Genitori: abbattiamo le barriere “mentali”
Settembre. Iniziano le scuole e chi deve cambiare casa si pone un problema: che zona scegliere? Meglio un appartamento di fascia alta che consenta ai figli di frequentare una scuola pubblica socialmente selezionata, o risparmiare
Settembre. Iniziano le scuole e chi deve cambiare casa si pone un problema: che zona scegliere? Meglio un appartamento di fascia alta che consenta ai figli di frequentare una scuola pubblica socialmente selezionata, o risparmiare sull’affitto per una zona di minor livello e investire in una scuola privata per evitare un inserimento in scuole pubbliche ad alto tasso di indiani, portoricani o etnie varie? Ed ecco manifestarsi il fenomeno della fuga verso gli asili del centro di “italiani” della periferia, per evitare ai figli convivenze con gli “stranieri”.
Nascono però subito un po’ di problemi: odierni e in futuro, quando la crescita trasferirà il problema a successivi livelli di scuola, con sovraffollamenti pronti a invalidare ogni utopica volontà di personalizzazione dell’insegnamento. Perché la conseguenza di tale corsa sarà l’ampliamento del numero di scolari per classe, col medesimo effetto che si è voluto evitare: un supposto rallentamento dell’apprendimento attribuito dai genitori ai tempi necessariamente imposti da problemi di comunicazione linguistica. In realtà, un falso problema. È noto che, in ambito di scuola materna ove l’apprendimento avviene attraverso il gioco, il momento fondante è proprio la socializzazione, che a quell’età non conosce barriere linguistiche.

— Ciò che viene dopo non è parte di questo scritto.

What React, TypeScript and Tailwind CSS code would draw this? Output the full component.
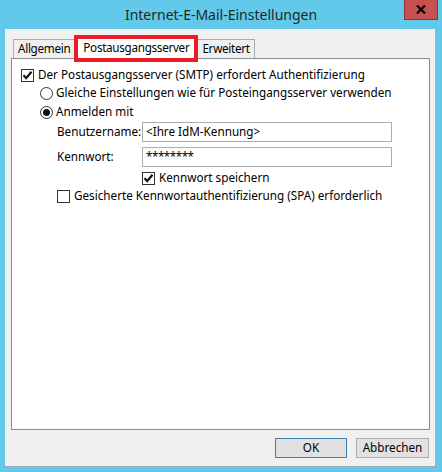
import { useState } from "react";

const font = { fontFamily: '"Segoe UI", "Noto Sans", "Open Sans", sans-serif' };

const Check = ({ checked }: { checked: boolean }) => (
  <span className="flex h-[13px] w-[13px] shrink-0 items-center justify-center border border-[#333] bg-white">
    {checked && (
      <svg width="11" height="11" viewBox="0 0 11 11">
        <path d="M1.5 5.3 L4.2 8.2 L9.5 1.8" fill="none" stroke="#111" strokeWidth="2.2" />
      </svg>
    )}
  </span>
);

const Radio = ({ checked }: { checked: boolean }) => (
  <span className="flex h-[13px] w-[13px] shrink-0 items-center justify-center rounded-full border border-[#333] bg-white">
    {checked && <span className="h-[7px] w-[7px] rounded-full bg-[#111]" />}
  </span>
);

export default function App() {
  const [tab] = useState(1);
  const tabs = ["Allgemein", "Postausgangsserver", "Erweitert"];

  return (
    <div className="flex h-[472px] w-[442px] flex-col bg-[#62c9ea] text-[11.7px] text-black" style={font}>
      {/* title bar */}
      <div className="relative flex h-[29px] shrink-0 items-center justify-center">
        <span className="text-[14px] text-[#1c2a1c]">Internet-E-Mail-Einstellungen</span>
        <div className="absolute right-[4px] top-0 flex h-[20px] w-[34px] items-center justify-center border border-t-0 border-[#8d3535] bg-[#c75050]">
          <svg width="10" height="9" viewBox="0 0 10 9">
            <path d="M1 0.5 L9 8.5 M9 0.5 L1 8.5" stroke="#000" strokeWidth="2.2" />
          </svg>
        </div>
      </div>

      {/* content */}
      <div className="mb-[5px] ml-[5px] mr-[7px] flex flex-1 flex-col border-b border-[#9aa9b0] bg-[#f0f0f0] pl-[6px] pr-[5px] pt-[7px]">
        {/* tabs */}
        <div className="relative flex h-[22px] items-end pl-[2px] tracking-[-0.3px]">
          {tabs.map((t, i) =>
            i === tab ? (
              <div key={t} className="relative z-10 -mb-px flex h-[23px] items-center border border-b-0 border-[#acacac] bg-white px-[5px]">
                {t}
                <div className="absolute -bottom-[3px] -left-[4px] -right-[4px] -top-[2px] border-4 border-[#ec1c24]" />
              </div>
            ) : (
              <div
                key={t}
                className={
                  "flex h-[19px] items-center border border-b-0 border-[#acacac] bg-[#f0f0f0] px-[4px] " +
                  (i === 0 ? "mr-[2px]" : "ml-[2px]")
                }
              >
                {t}
              </div>
            )
          )}
        </div>

        {/* panel */}
        <div className="flex h-[372px] flex-col border border-[#898c95] bg-white pl-[9px] pt-[8px]">
          <label className="flex h-[16px] items-center gap-[4px]">
            <Check checked />
            <span>Der Postausgangsserver (SMTP) erfordert Authentifizierung</span>
          </label>

          <div className="ml-[19px] mt-[1px] flex flex-col">
            <label className="flex h-[18px] items-center gap-[3px]">
              <Radio checked={false} />
              <span>Gleiche Einstellungen wie für Posteingangsserver verwenden</span>
            </label>
            <label className="mt-[1px] flex h-[18px] items-center gap-[3px]">
              <Radio checked />
              <span>Anmelden mit</span>
            </label>

            <div className="ml-[17px] mt-[1px] flex flex-col">
              <div className="flex h-[20px] items-center">
                <span className="w-[85px] shrink-0">Benutzername:</span>
                <div className="flex h-[20px] w-[250px] items-center border border-[#abadb3] bg-white pl-[3px]">
                  &lt;Ihre IdM-Kennung&gt;
                </div>
              </div>
              <div className="mt-[5px] flex h-[20px] items-center">
                <span className="w-[85px] shrink-0">Kennwort:</span>
                <div className="flex h-[20px] w-[250px] items-center border border-[#abadb3] bg-white pl-[3px] tracking-[-0.5px]">
                  ********
                </div>
              </div>
              <label className="ml-[85px] mt-[3px] flex h-[16px] items-center gap-[4px]">
                <Check checked />
                <span>Kennwort speichern</span>
              </label>
              <label className="mt-[2px] flex h-[16px] items-center gap-[4px]">
                <Check checked={false} />
                <span>Gesicherte Kennwortauthentifizierung (SPA) erforderlich</span>
              </label>
            </div>
          </div>
        </div>

        {/* buttons */}
        <div className="mt-[8px] flex justify-end">
          <button className="mr-[9px] h-[20px] w-[72px] shrink-0 border border-[#3c7fb1] bg-[#e1e1e1] px-0">OK</button>
          <button className="mr-px h-[20px] w-[73px] shrink-0 border border-[#adadad] bg-[#e1e1e1] px-0">Abbrechen</button>
        </div>
      </div>
    </div>
  );
}
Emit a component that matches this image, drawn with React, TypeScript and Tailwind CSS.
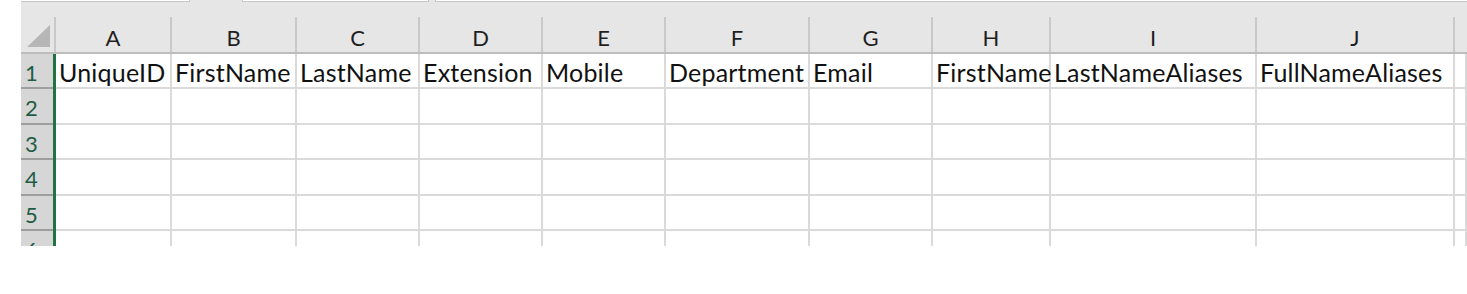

Al contrario, dove la fuga non sia dettata da necessità organizzative come aver l’asilo vicino all’ufficio per poter recuperare il piccolo, a suggerire la corsa al centro è proprio la fuga dall’extracomunitario, dallo “straniero” come compagno di classe. La fuga da quel “diverso” che, a dirla tutta, è tale solo per i genitori, perché quel problema non esiste per il bambino (purché non imbeccato da genitori che magari in pubblico aborriscono i “razzisti”). Per il bambino esiste la curiosità, all’inizio. Una curiosità stimolante, capace anche di generare amicizie di una vita.
Per dirla francamente: si ha forse a che fare con genitori che, pensando di salvaguardare il figlio, in realtà lo impoveriscono. Anche culturalmente. Piaccia o no, i livelli di partenza – aspetti linguistici a parte – a quell’età spesso sono i medesimi. Differenti sono le culture familiari, ma in tal caso è vero che un contatto significa anche la possibilità di un incontro, e che un incontro è sempre accrescitivo: di conoscenze ed esperienze. Sia chiaro, non voglio dire che sia sempre tutto rosa e fiori e non possano esistere problemi di convivenze. Il discorso è un altro. È educativo. Scolasticamente e socialmente. Per l’oggi, ma soprattutto per il domani neppur tanto remoto verso il quale ci avviamo, e che è quello della coabitazione e della convivenza. Ghettizzando invece la periferia e le sue strutture, quei genitori non si accorgono che stanno ghettizzando socialmente e culturalmente i propri figli (e anche se stessi). Nel presente e in prospettiva futura. E si sa che è sempre dalle segregazioni che nasce il muro contro muro. Per evitare questo, la scuola e i mezzi di comunicazione possono fare molto.
Occorrono correttezza nell’informazione, apertura al dialogo, capacità di fare interagire le diverse culture. Insomma, bisogna far emergere una disponibilità al confronto basata sul convincimento che ciò che è diverso non è necessariamente sbagliato o privo di valore: al contrario, può essere fonte di arricchimento comune.